Johnny Cash, Merle Haggard, and Charley Pride were all successful country artists born in the 1930s. Cash had the biggest career of the three, while Haggard's was limited because of his more traditional style and Pride's because of his race. All three benefitted from country music's widespread popularity during the postwar boom, and each made significant contributions to the genre.
Both Johnny Cash (1932-2003) and Charley Pride (b. 1938) got their starts in Memphis, Tennessee, at Sun Records, while Merle Haggard (b. 1937) was born in Bakersfield, California, where more fundamental country musicians congregated as Nashville started to attract a more mainstream sound. All three were popular recording artists, but Cash made best use of television to build his career, including hosting a TV series on ABC-TV for several years.

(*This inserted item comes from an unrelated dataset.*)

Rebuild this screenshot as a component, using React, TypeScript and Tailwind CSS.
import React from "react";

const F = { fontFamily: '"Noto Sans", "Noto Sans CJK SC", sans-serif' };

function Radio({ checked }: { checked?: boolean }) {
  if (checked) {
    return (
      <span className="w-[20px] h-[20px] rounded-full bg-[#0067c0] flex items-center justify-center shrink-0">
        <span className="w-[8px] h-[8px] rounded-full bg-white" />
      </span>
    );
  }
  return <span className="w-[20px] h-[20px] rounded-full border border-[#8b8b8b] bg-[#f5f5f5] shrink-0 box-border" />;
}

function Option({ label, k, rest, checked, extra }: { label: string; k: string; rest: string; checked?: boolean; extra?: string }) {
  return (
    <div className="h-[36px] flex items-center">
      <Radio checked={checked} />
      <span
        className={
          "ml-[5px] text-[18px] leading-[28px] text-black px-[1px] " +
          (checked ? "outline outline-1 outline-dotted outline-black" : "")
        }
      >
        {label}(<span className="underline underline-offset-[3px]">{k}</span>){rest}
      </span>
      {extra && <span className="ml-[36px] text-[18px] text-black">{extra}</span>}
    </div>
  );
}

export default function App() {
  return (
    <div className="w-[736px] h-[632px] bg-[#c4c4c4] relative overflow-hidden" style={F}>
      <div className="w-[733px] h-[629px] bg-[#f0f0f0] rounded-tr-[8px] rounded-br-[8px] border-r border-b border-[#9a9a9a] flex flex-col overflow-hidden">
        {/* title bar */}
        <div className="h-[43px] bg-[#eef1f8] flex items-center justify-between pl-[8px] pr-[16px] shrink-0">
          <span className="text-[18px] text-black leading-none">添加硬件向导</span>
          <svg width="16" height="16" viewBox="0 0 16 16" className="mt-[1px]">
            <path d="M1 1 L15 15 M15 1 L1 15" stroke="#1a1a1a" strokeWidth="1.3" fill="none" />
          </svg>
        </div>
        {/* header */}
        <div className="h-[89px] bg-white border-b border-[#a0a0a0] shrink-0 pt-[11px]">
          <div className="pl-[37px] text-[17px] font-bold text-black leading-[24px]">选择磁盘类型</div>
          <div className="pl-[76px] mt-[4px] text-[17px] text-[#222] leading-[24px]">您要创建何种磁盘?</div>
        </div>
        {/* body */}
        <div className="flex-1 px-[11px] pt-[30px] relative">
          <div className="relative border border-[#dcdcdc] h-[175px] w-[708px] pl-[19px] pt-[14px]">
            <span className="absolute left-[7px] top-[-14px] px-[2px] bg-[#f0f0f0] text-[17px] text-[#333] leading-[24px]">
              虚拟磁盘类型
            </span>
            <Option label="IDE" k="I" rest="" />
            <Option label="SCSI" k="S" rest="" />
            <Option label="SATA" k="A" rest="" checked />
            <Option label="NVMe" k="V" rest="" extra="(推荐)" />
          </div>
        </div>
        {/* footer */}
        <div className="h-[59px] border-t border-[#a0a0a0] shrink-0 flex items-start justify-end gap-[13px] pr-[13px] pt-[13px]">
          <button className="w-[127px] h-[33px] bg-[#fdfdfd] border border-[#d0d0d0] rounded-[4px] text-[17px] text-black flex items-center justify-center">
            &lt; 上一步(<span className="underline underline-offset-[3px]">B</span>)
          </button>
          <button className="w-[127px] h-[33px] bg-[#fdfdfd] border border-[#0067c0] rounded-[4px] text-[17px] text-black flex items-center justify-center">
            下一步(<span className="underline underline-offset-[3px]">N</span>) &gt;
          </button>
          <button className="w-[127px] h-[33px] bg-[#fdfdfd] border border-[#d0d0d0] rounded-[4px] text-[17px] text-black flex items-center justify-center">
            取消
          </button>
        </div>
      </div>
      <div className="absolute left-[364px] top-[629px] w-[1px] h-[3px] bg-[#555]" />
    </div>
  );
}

While Cash built his reputation as an "outlaw," only Haggard had a real criminal record, which was later expunged when he became famous. Pride actually had ambitions for a career in sports, but music turned out to be the key to success for all three men.

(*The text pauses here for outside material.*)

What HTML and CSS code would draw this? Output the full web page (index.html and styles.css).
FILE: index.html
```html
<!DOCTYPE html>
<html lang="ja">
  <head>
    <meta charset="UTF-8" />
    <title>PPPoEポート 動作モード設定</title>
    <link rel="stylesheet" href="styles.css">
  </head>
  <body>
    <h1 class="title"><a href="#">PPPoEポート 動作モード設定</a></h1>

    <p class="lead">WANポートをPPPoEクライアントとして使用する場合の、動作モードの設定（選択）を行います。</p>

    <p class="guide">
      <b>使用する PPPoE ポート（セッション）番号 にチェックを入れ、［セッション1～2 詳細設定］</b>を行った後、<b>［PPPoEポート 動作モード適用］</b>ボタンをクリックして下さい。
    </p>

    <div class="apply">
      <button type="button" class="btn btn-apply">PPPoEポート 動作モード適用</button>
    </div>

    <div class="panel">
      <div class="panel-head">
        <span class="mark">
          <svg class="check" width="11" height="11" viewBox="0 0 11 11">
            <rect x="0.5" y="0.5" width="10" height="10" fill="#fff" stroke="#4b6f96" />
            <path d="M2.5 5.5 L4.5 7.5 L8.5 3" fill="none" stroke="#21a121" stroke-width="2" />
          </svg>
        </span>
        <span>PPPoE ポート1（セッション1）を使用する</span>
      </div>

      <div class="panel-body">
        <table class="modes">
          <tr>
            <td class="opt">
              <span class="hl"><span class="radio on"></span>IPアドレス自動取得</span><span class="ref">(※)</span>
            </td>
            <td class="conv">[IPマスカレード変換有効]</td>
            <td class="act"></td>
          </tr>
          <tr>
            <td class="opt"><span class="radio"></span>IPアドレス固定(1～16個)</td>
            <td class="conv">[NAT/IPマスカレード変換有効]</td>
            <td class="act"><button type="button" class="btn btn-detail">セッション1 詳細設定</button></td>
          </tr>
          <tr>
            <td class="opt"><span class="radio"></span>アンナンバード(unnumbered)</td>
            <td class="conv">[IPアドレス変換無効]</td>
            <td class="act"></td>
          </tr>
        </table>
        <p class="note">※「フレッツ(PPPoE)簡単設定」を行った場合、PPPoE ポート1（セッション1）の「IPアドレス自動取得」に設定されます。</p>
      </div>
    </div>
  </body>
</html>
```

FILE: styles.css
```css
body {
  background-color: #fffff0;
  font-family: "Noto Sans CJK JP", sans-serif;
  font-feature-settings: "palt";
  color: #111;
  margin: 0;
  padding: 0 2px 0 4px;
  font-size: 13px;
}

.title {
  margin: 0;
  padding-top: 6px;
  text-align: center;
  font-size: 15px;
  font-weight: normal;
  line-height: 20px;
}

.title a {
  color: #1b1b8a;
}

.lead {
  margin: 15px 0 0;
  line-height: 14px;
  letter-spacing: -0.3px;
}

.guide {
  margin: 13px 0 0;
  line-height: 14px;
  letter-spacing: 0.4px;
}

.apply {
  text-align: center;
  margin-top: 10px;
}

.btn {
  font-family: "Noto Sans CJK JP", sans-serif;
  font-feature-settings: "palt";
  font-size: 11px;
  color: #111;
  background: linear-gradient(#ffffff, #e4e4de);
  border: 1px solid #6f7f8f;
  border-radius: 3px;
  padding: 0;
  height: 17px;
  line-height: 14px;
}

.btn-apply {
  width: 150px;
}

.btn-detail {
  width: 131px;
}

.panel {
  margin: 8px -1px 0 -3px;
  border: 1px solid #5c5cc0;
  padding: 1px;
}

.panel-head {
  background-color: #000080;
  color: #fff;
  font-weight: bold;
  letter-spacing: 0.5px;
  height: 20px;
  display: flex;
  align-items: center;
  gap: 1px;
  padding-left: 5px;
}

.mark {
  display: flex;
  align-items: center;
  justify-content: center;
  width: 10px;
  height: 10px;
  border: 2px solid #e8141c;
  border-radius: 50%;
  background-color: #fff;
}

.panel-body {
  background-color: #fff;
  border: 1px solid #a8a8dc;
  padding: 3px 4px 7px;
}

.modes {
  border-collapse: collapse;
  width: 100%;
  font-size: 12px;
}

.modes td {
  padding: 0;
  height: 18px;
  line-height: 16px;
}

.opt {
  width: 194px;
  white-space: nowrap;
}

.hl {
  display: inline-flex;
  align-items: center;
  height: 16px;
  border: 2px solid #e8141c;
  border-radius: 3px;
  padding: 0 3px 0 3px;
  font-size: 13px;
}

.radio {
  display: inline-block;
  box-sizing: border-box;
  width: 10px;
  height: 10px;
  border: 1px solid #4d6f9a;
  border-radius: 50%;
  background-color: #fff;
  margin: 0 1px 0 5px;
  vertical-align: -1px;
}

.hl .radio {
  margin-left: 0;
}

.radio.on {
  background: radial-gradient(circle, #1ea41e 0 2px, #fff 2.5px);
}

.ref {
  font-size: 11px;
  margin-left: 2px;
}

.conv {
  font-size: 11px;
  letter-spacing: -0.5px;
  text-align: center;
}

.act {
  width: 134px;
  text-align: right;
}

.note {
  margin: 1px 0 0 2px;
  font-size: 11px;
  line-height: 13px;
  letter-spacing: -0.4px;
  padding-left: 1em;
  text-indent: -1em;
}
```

Cash's musical influences were the broadest of the three, ranging from harmonica-playing Wayne Raney to bluegrass singers Karl and Harty and rockabilly musician Carl Perkins, while "Cash himself had a repertoire full of country laments, gospel, rockabilly, blues, sentimental songs, patriotic favorites, protest songs, and insane comedy pieces" (Wolfe 227). Haggard's influences included Lefty Frizzell and Emmett Miller. His "songs of poverty and alienation were welcomed as authentic vignettes of life on the other side of the tracks" (Cobb 78). Stephen I. Thompson calls Pride one of "a handful of black performers" who have been successful in country music (260). One of his major influences was Hank Williams, but, Barbara Ching notes, "Pride the performer embodies and uncomplicated optimism that is antithetical to hard country . . . with a se...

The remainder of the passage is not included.